9 Car Buying Mistakes To Avoid
Buying a car, new or used, is a major financial expense. It’s a long-term investment that not only needs to make sense for your lifestyle, but also for your current financial situation. Consumers make many used car buying mistakes, which can end up costing big bucks. You need a car that is going to be reliable to get you to work, school, the grocery store, or wherever you need to go. Buying a used car makes sense for many consumers, and since a car is such a big investment, you want to make sure to avoid these nine common mistakes many consumers make when purchasing a used car.
Nine Used Car Buying Mistakes To Avoid
- Not getting pre-approved.
- It’s always a good idea to get pre-approved before you go to the dealership. This way you know how much you can afford before you shop. In addition, you can avoid paying a premium for dealership financing. Getting pre-approved provides you with additional negotiating power with dealers, so you don’t overpay for the vehicle you want.
- Skip Research.
- Another major mistake many consumers make is skipping the research process. The Internet is a great resource to start with. There is an abundance of facts and figures right at your fingertips about vehicles’ features, prices, safety ratings, fuel economy, etc. Make sure to compare various car models to ensure that you get a car that suits your needs, while also be economical and safe. JD Power, Kelly Blue Book, and Consumer Reports are great sources to start with.
- Not Getting An Appraisal.
- If you plan to trade-in your old car, make sure to check its value. Be sure to print out what you find and take that information with you to the dealership. If the dealership is unable to give you what you want for your car, you can always try to sell it on your own, and use that money towards your new car. Some great resources to estimate the value of your current car include Edmunds, Kelly Blue Book, and NADA.

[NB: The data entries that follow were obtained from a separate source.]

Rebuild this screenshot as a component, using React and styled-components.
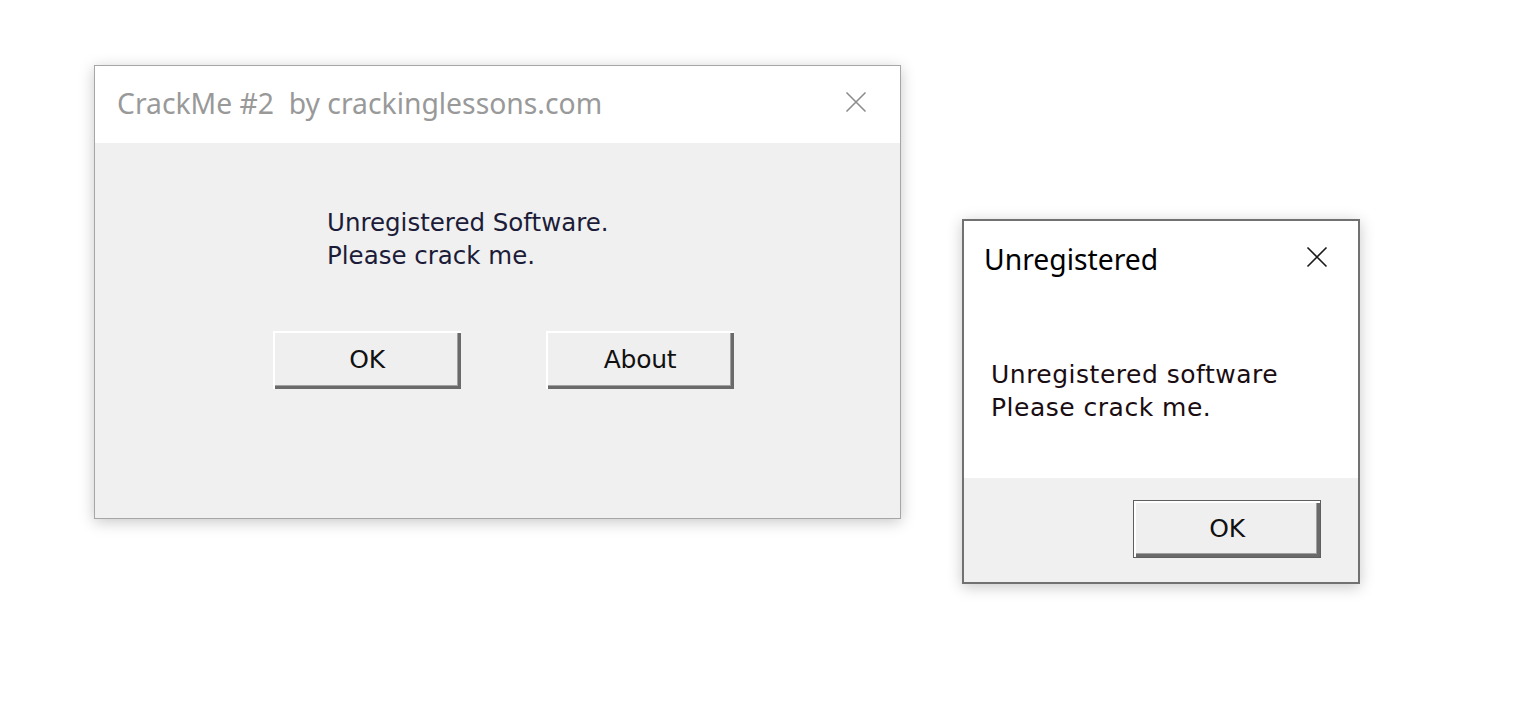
import React from 'react'
import styled, { createGlobalStyle } from 'styled-components'

const GlobalStyle = createGlobalStyle`
  html, body { margin: 0; padding: 0; background: #ffffff; }
  * { box-sizing: border-box; }
`

const Desktop = styled.div`
  position: relative;
  width: 1520px;
  height: 706px;
  background: #ffffff;
  overflow: hidden;
`

// windows sit on a free desktop, so their place is the content itself
const Window = styled.div`
  position: absolute;
  left: ${p => p.x}px;
  top: ${p => p.y}px;
  width: ${p => p.w}px;
  height: ${p => p.h}px;
  display: flex;
  flex-direction: column;
  border: ${p => p.active ? '2px solid #717171' : '1px solid #a6a6a6'};
  background: #f0f0f0;
  box-shadow: 0 3px 14px rgba(0, 0, 0, 0.22);
`

const TitleBar = styled.div`
  display: flex;
  align-items: center;
  justify-content: space-between;
  height: ${p => p.h}px;
  flex: none;
  background: #ffffff;
  padding: ${p => p.pad};
`

const Title = styled.div`
  font-family: "Noto Sans", "Open Sans", sans-serif;
  font-size: 28.3px;
  color: ${p => p.active ? '#000000' : '#999999'};
  white-space: pre;
`

const CloseBtn = styled.svg`
  width: 22px;
  height: 22px;
  flex: none;
  margin-bottom: ${p => p.lift}px;
`

const MainBody = styled.div`
  flex: 1;
  display: flex;
  flex-direction: column;
  padding: 63px 0 0 232px;
`

const Message = styled.div`
  font-family: "DejaVu Sans", sans-serif;
  font-size: ${p => p.size}px;
  line-height: 33px;
  color: ${p => p.color};
  letter-spacing: ${p => p.spacing}px;
`

const ButtonRow = styled.div`
  display: flex;
  gap: 85px;
  margin: 59px 0 0 -54px;
`

const Button = styled.button`
  width: 188px;
  height: 58px;
  background: #efefef;
  font-family: "DejaVu Sans", sans-serif;
  font-size: 25px;
  color: #111;
  border: ${p => p.primary ? '1px solid #5f5f5f' : 'none'};
  box-shadow:
    inset 2px 2px 0 #ffffff,
    inset -3px -3px 0 #6a6a6a,
    inset -4px -4px 0 #a0a0a0;
  padding: 0 0 2px 0;
  letter-spacing: -0.3px;
  cursor: default;
`

const DialogBody = styled.div`
  background: #ffffff;
  flex: none;
  height: ${p => p.h}px;
  padding: 57px 0 0 27px;
`

const Footer = styled.div`
  flex: 1;
  display: flex;
  justify-content: flex-end;
  align-items: flex-start;
  padding: 22px 37px 0 0;
  background: #f0f0f0;
`

const CloseIcon = ({ color, lift = 0 }) => (
  <CloseBtn viewBox="0 0 22 22" lift={lift}>
    <path d="M1.5 1.5 L20.5 20.5 M20.5 1.5 L1.5 20.5" stroke={color} strokeWidth="1.6" fill="none" />
  </CloseBtn>
)

export default function App() {
  return (
    <>
      <GlobalStyle />
      <Desktop>
        <Window x={94} y={65} w={807} h={454}>
          <TitleBar h={77} pad="0 33px 4px 22px">
            <Title>CrackMe #2  by crackinglessons.com</Title>
            <CloseIcon color="#8c8c8c" lift={1} />
          </TitleBar>
          <MainBody>
            <Message size={24.5} color="#1c1c38" spacing={0}>
              Unregistered Software.<br />
              Please crack me.
            </Message>
            <ButtonRow>
              <Button>OK</Button>
              <Button>About</Button>
            </ButtonRow>
          </MainBody>
        </Window>

        <Window x={962} y={219} w={398} h={365} active>
          <TitleBar h={80} pad="0 30px 5px 20px">
            <Title active>Unregistered</Title>
            <CloseIcon color="#1a1a1a" lift={4} />
          </TitleBar>
          <DialogBody h={177}>
            <Message size={25} color="#1a0d12" spacing={0.5}>
              Unregistered software<br />
              Please crack me.
            </Message>
          </DialogBody>
          <Footer>
            <Button primary>OK</Button>
          </Footer>
        </Window>
      </Desktop>
    </>
  )
}
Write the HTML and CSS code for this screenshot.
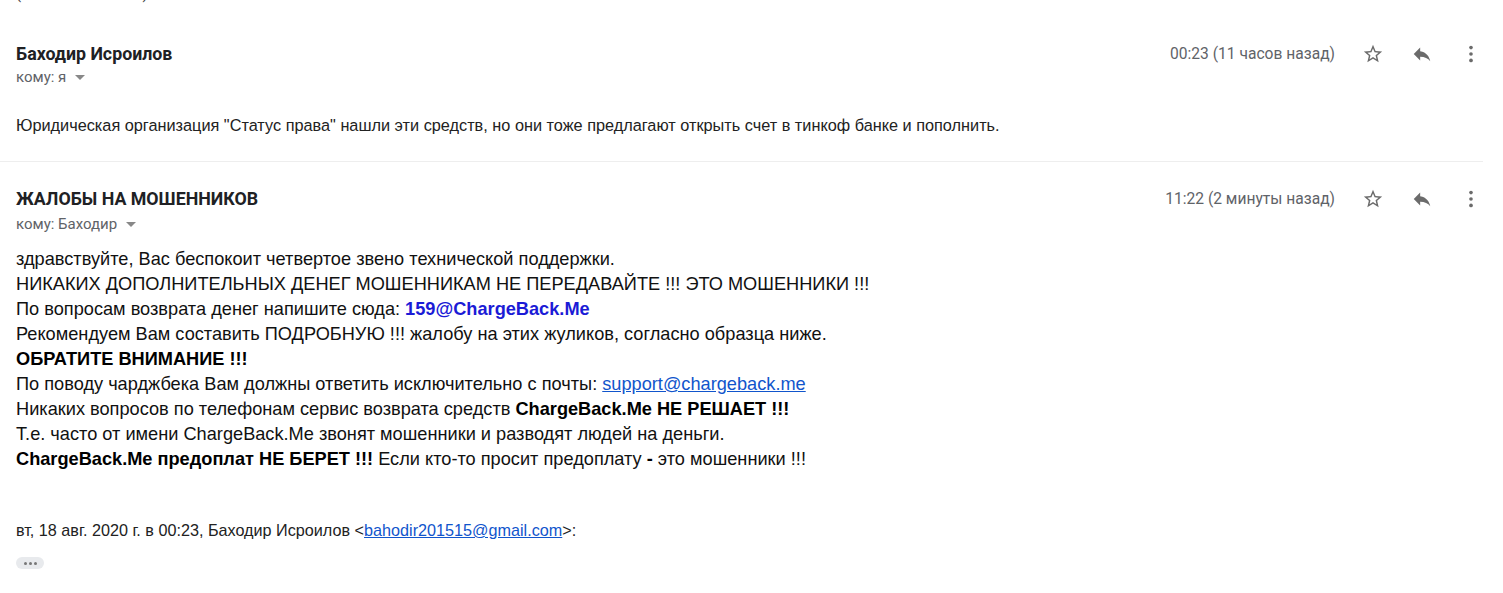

- Not Checking The Car’s History.
- All used cars have a history that you should check into. Some dealerships will provide you with maintenance reports, but one of the best ways to check a vehicle’s complete history is to order a vehicle history report. This type of report will provide you with information on past ownership including how many owners the vehicle has had, and odometer readings; liens on the vehicle; title and accident history; faulty odometer settings and roll back alerts; “lemon” status. You can utilize the National Insurance Crime Bureau’s (NICB) VINCheck for free. All you need is the vehicle’s vin number. If you want a more detailed report it will cost you around $40.
- Skip Or Skimp On The Test Drive.
How will you know if you truly like a vehicle before you drive it? For instance, you may not like the way it accelerates on the highway if you don’t test it there. If you skip the test drive all together, you may end up buying a car that has uncomfortable seats, or even worse horrible blind spots. Make sure to always test drive any car you think about purchasing. Take it on residential roads as well as highways to ensure that you like how the car operates under a variety of circumstances.
- Buying Based On Appearance.
- A Car may look beautiful on the outside, but that doesn’t mean it’s equally as beautiful on the inside. Try to avoid buying a car solely based upon looks. You may end up paying in the end as a result of hefty repair bills. In addition, you may end up buying a car that is not practical for your current situation. Always make sure a car is as “pretty” on the inside as it is on the outside.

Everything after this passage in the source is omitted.